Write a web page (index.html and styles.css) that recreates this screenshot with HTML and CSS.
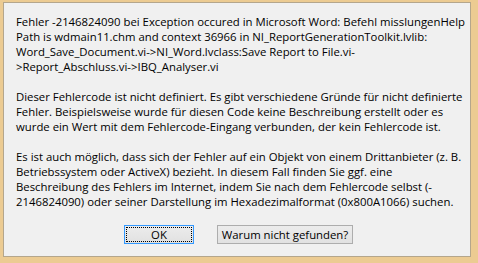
FILE: index.html
```html
<!DOCTYPE html>
<html lang="de">
<head>
  <meta charset="UTF-8">
  <title>Fehler</title>
  <link rel="stylesheet" href="styles.css">
</head>
<body>
  <div class="frame">
    <div class="dialog">
      <div class="message">
        <p>Fehler -2146824090 bei Exception occured in Microsoft Word: Befehl misslungenHelp<br>Path is wdmain11.chm and context 36966 in NI_ReportGenerationToolkit.lvlib:<br>Word_Save_Document.vi-&gt;NI_Word.lvclass:Save Report to File.vi-<br>&gt;Report_Abschluss.vi-&gt;IBQ_Analyser.vi</p>
        <p>Dieser Fehlercode ist nicht definiert. Es gibt verschiedene Gründe für nicht definierte<br>Fehler. Beispielsweise wurde für diesen Code keine Beschreibung erstellt oder es<br>wurde ein Wert mit dem Fehlercode-Eingang verbunden, der kein Fehlercode ist.</p>
        <p>Es ist auch möglich, dass sich der Fehler auf ein Objekt von einem Drittanbieter (z. B.<br>Betriebssystem oder ActiveX) bezieht. In diesem Fall finden Sie ggf. eine<br>Beschreibung des Fehlers im Internet, indem Sie nach dem Fehlercode selbst (-<br>2146824090) oder seiner Darstellung im Hexadezimalformat (0x800A1066) suchen.</p>
      </div>
      <div class="buttons">
        <button class="btn btn-default"><span class="focus">OK</span></button>
        <button class="btn btn-wide">Warum nicht gefunden?</button>
      </div>
    </div>
  </div>
</body>
</html>
```

FILE: styles.css
```css
html, body {
  margin: 0;
  height: 100%;
}

body {
  background: #eccb92;
  font-family: "Open Sans", "Noto Sans", sans-serif;
  font-size: 11.35px;
  color: #000;
}

.frame {
  height: 263px;
  box-sizing: border-box;
  padding: 2px 7px 6px 3px;
}

.dialog {
  height: 100%;
  box-sizing: border-box;
  background: #f0f0f0;
  border: 1px solid #b4a68c;
  padding: 11px 0 0 12px;
  display: flex;
  flex-direction: column;
}

.message p {
  margin: 0 0 15px 0;
  line-height: 15px;
  white-space: nowrap;
}

.message p:last-child {
  margin-bottom: 0;
}

.buttons {
  display: flex;
  gap: 23px;
  margin-top: 16px;
  padding-left: 108px;
}

.btn {
  height: 19px;
  box-sizing: border-box;
  padding: 0;
  font-family: inherit;
  font-size: 11.35px;
  color: #000;
  background: linear-gradient(#ececec, #e1e1e1);
  border: 1px solid #adadad;
  border-radius: 0;
}

.btn-default {
  width: 70px;
  border-color: #3399ff;
  padding: 1px;
}

.btn-default .focus {
  display: block;
  height: 100%;
  box-sizing: border-box;
  border: 1px dotted #000;
  line-height: 13px;
}

.btn-wide {
  width: 136px;
  line-height: 17px;
}
```
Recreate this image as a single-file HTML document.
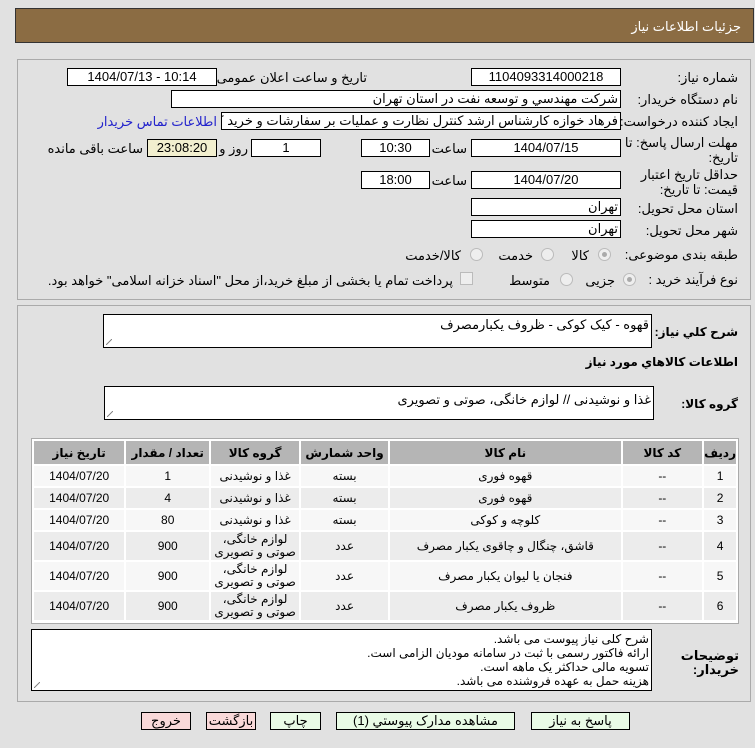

++++

=== JOB ===
Leaving aside the images, write out the entries above word for word.

=== OUTPUT FOR THIS EXERCISE ===
Write a web page (index.html and styles.css) that recreates this screenshot with HTML and CSS.
FILE: index.html
```html
<!DOCTYPE html>
<html lang="de">
<head>
  <meta charset="UTF-8">
  <title>Fehler</title>
  <link rel="stylesheet" href="styles.css">
</head>
<body>
  <div class="frame">
    <div class="dialog">
      <div class="message">
        <p>Fehler -2146824090 bei Exception occured in Microsoft Word: Befehl misslungenHelp<br>Path is wdmain11.chm and context 36966 in NI_ReportGenerationToolkit.lvlib:<br>Word_Save_Document.vi-&gt;NI_Word.lvclass:Save Report to File.vi-<br>&gt;Report_Abschluss.vi-&gt;IBQ_Analyser.vi</p>
        <p>Dieser Fehlercode ist nicht definiert. Es gibt verschiedene Gründe für nicht definierte<br>Fehler. Beispielsweise wurde für diesen Code keine Beschreibung erstellt oder es<br>wurde ein Wert mit dem Fehlercode-Eingang verbunden, der kein Fehlercode ist.</p>
        <p>Es ist auch möglich, dass sich der Fehler auf ein Objekt von einem Drittanbieter (z. B.<br>Betriebssystem oder ActiveX) bezieht. In diesem Fall finden Sie ggf. eine<br>Beschreibung des Fehlers im Internet, indem Sie nach dem Fehlercode selbst (-<br>2146824090) oder seiner Darstellung im Hexadezimalformat (0x800A1066) suchen.</p>
      </div>
      <div class="buttons">
        <button class="btn btn-default"><span class="focus">OK</span></button>
        <button class="btn btn-wide">Warum nicht gefunden?</button>
      </div>
    </div>
  </div>
</body>
</html>
```

FILE: styles.css
```css
html, body {
  margin: 0;
  height: 100%;
}

body {
  background: #eccb92;
  font-family: "Open Sans", "Noto Sans", sans-serif;
  font-size: 11.35px;
  color: #000;
}

.frame {
  height: 263px;
  box-sizing: border-box;
  padding: 2px 7px 6px 3px;
}

.dialog {
  height: 100%;
  box-sizing: border-box;
  background: #f0f0f0;
  border: 1px solid #b4a68c;
  padding: 11px 0 0 12px;
  display: flex;
  flex-direction: column;
}

.message p {
  margin: 0 0 15px 0;
  line-height: 15px;
  white-space: nowrap;
}

.message p:last-child {
  margin-bottom: 0;
}

.buttons {
  display: flex;
  gap: 23px;
  margin-top: 16px;
  padding-left: 108px;
}

.btn {
  height: 19px;
  box-sizing: border-box;
  padding: 0;
  font-family: inherit;
  font-size: 11.35px;
  color: #000;
  background: linear-gradient(#ececec, #e1e1e1);
  border: 1px solid #adadad;
  border-radius: 0;
}

.btn-default {
  width: 70px;
  border-color: #3399ff;
  padding: 1px;
}

.btn-default .focus {
  display: block;
  height: 100%;
  box-sizing: border-box;
  border: 1px dotted #000;
  line-height: 13px;
}

.btn-wide {
  width: 136px;
  line-height: 17px;
}
```
Recreate this image as a single-file HTML document.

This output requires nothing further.